As desconfianças se manifestam, porque o estudo preliminar contratado pelo governo chinês ainda nem consta como parte do trâmite do burocrático e demorado processo de implantação da Bioceânica. Para se ter uma dimensão da magnitude do projeto, a ferrovia começaria em Campinorte (GO), passaria por Mato Grosso, tendo um dos terminais em Lucas do Rio Verde, cruzaria a Cordilheira dos Andes em uma altitude de 2,050 mil metros, e chegaria a Bayovar, no Peru. Para isso, seriam necessários pelo menos 9 anos de construção, conforme apontou a empresa chinesa Creec, que foi contratada pelos chineses para elaborar um esboço inicial de como será o empreendimento.

 

A capacidade de transporte inicial está prevista em 23 milhões de toneladas de carga, sendo que Mato Grosso seria um dos principais responsáveis por abastecer os vagões. Vinte e cinco anos depois, o volume de commodities a ser transportado aumentaria em 43%, para 53 milhões de toneladas. Os dados apresentados pela Creec têm a intenção de comprovar a viabilidade econômica da ferrovia.

 

Para o diretor do Movimento Pró-logística, Edeon Vaz Ferreira, avalia que apenas alguns trechos da Bioceânica teriam viabilidade para atender a demanda dos produtores de grãos, fibras e proteína animal. “Acredito que dois trechos são possíveis neste projeto: o primeiro é o que liga Campinorte (GO) a Lucas do Rio Verde (MT), que inclusive é um projeto estudado pelo governo brasileiro.
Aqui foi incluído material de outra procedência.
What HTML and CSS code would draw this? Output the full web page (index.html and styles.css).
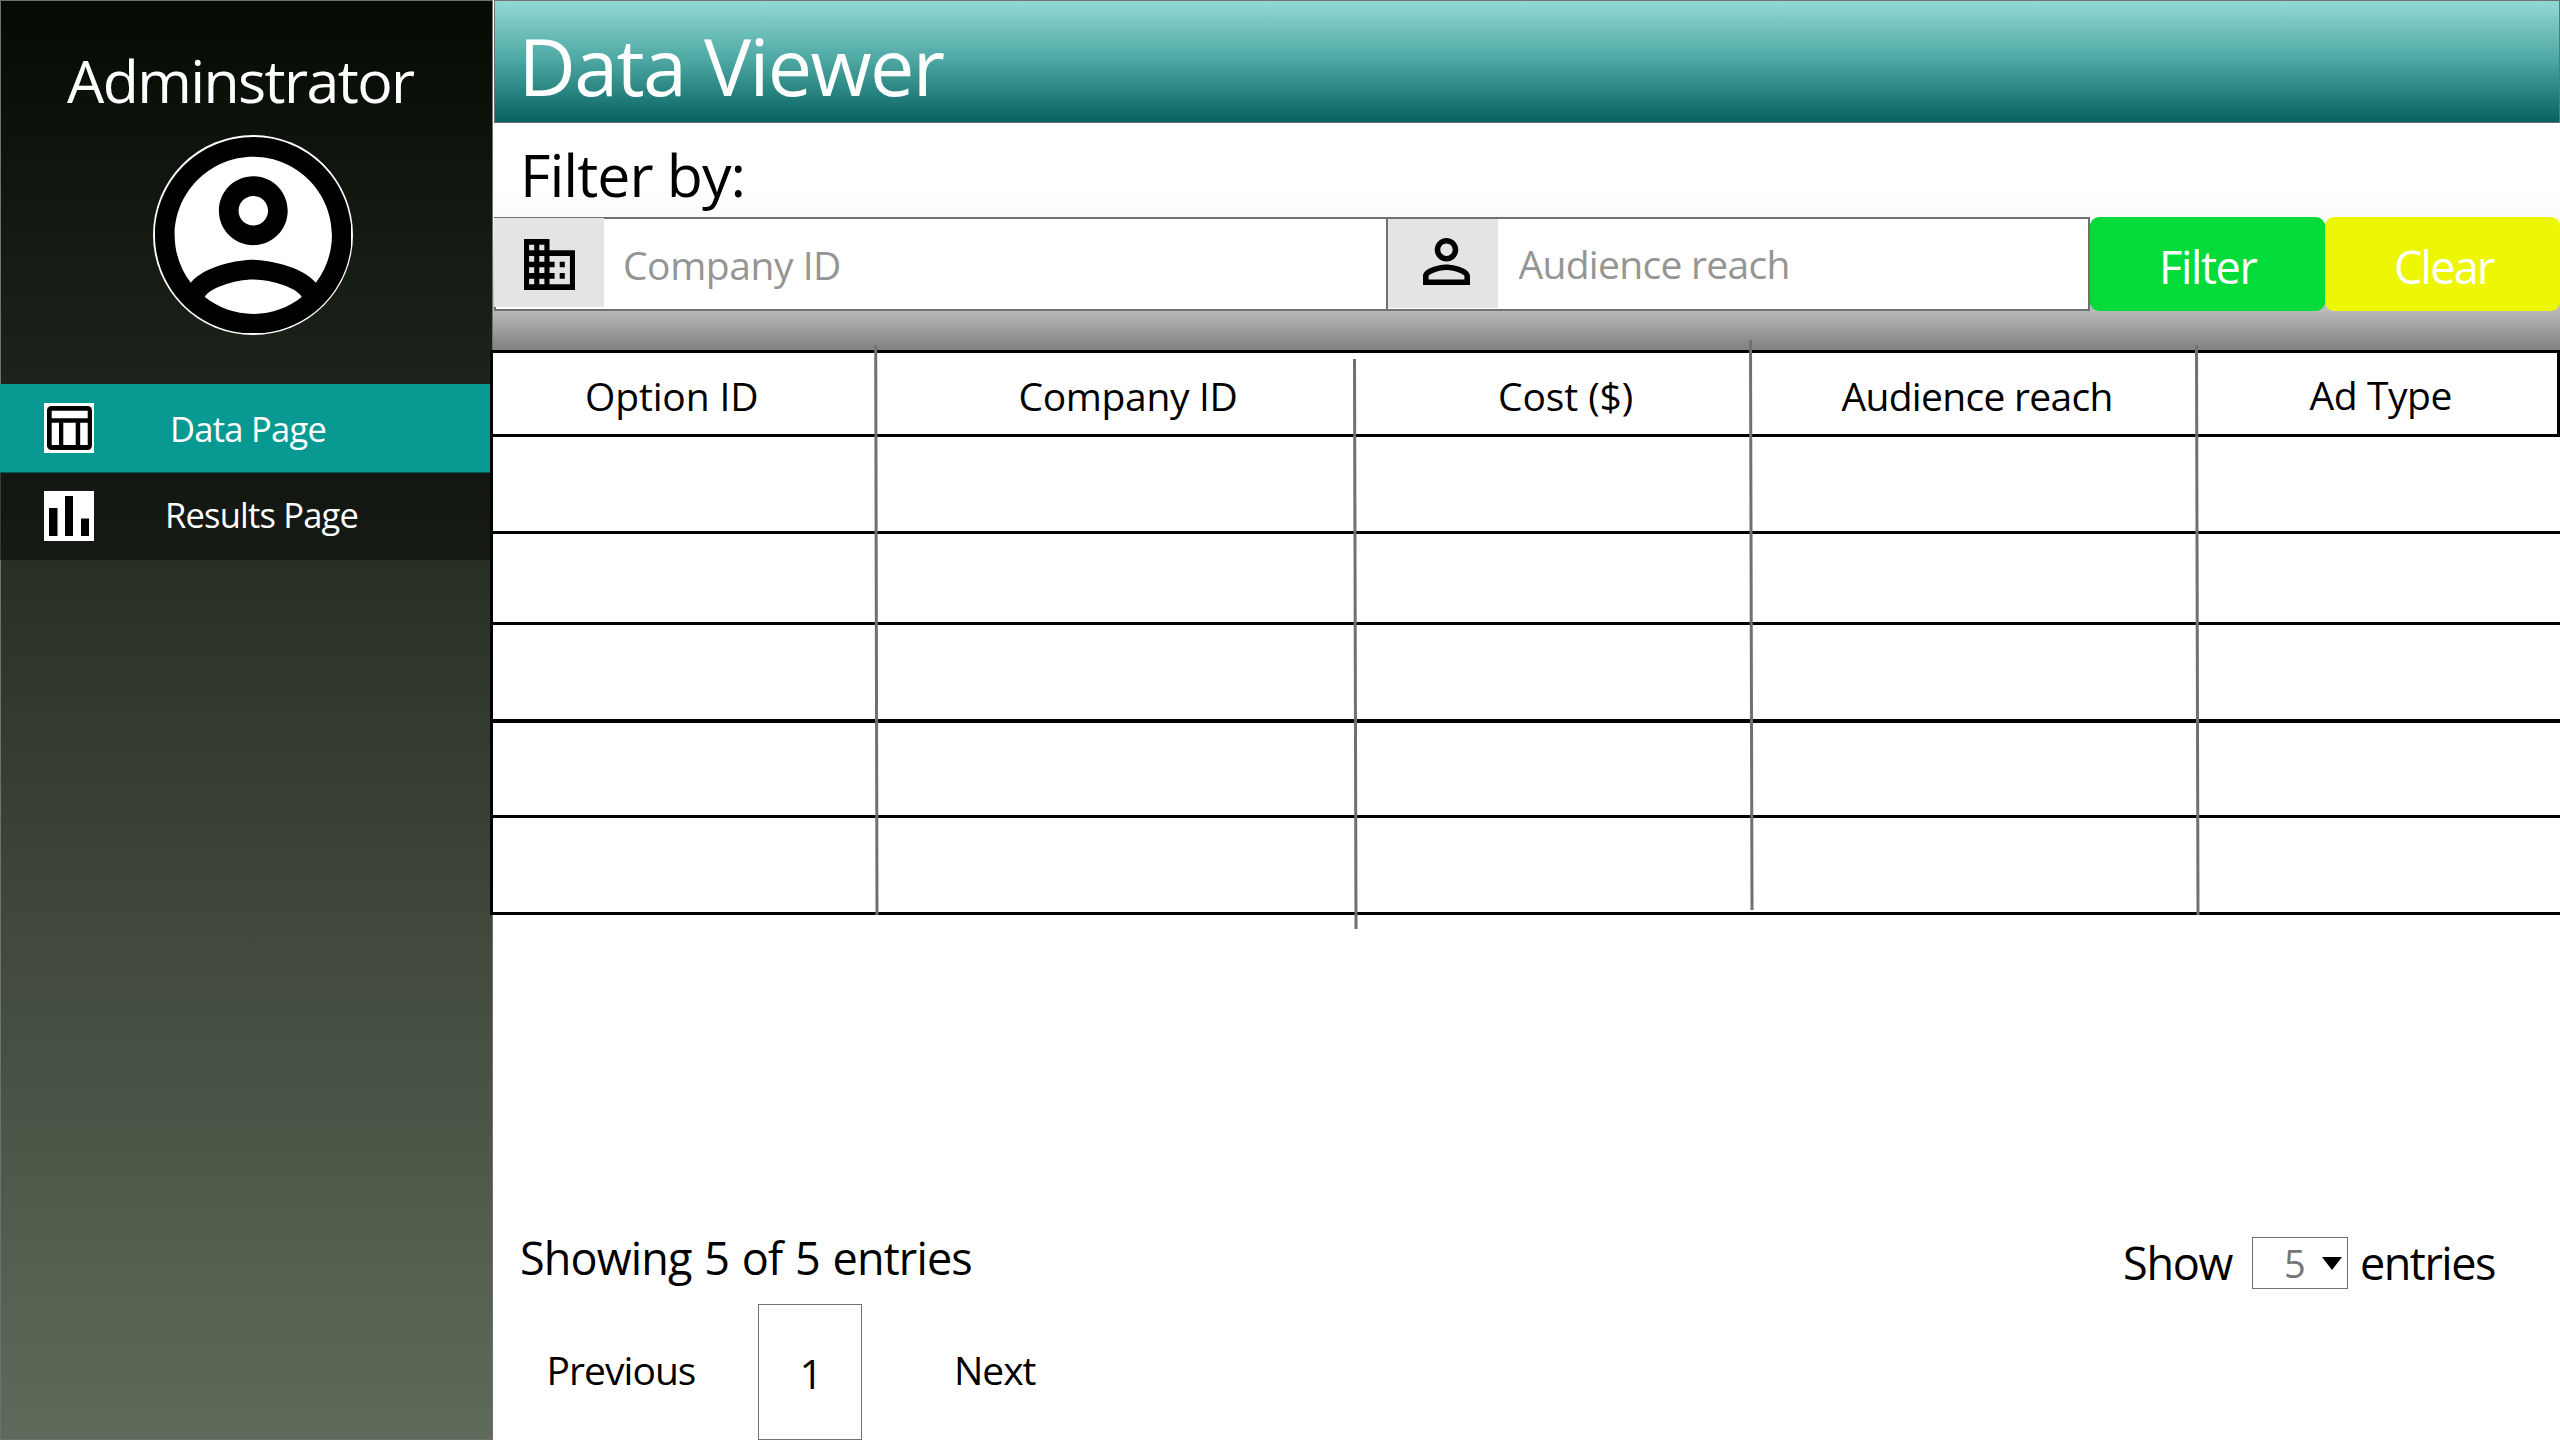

Outro trecho que seria importante para a nossa produção é entre Sapezal (MT) e Porto Velho (RO), também estudado pelo governo brasileiro”, explica Ferreira.

 

Outra situação que poderia inviabilizar o uso da ferrovia é o valor do frete, que ficaria acima das condições que permitem competitividade ao produtor. “O que poderia ser uma saída é o escoamento de grãos pela Bioceânica, e a entrada de fertilizantes pelo mesmo caminho”. Ferreira diz que a falta de dados concretos sobre a viabilidade da ferrovia ainda denota tão somente uma coisa, que “este será um canal de escoamento para os produtos de interesse dos chineses. Isso é, sem dúvidas, um interesse geopolítico. Mas, ao fazer uma análise sobre a competitividade econômica ainda nos deparamos com incógnitas”.

 

Projetos - Atualmente, existem 4 projetos de ferrovias cortando Mato Grosso. Além da Bioceânica, também há a Campinorte - Lucas do Rio Verde - Sapezal - Porto Velho. Mas, o projeto mais viável até o momento é a Ferrogrão, que projeta ligar Lucas do Rio Verde a Miritituba (PA). Este é o único projeto cujos estudos já foram feitos e aprovados pelo Ministério dos Transportes. Por ora estão sendo aguardadas as audiências públicas que serão realizadas pela Agência Nacional de Transportes Terrestres (ANTT).

 

Após este processo vem a licitação, sendo que as previsões mais otimistas apontam que até 1º semestre de 2017 esta parte do processo já esteja executada. Em relação à Bioceânica, o Ministério dos Transportes informou à Gazeta que está analisando os estudos preliminares realizados pela Creec, mas que não tem previsão de quando serão iniciados outros processos referentes ao trâmite burocrático que envolve o projeto da ferrovia.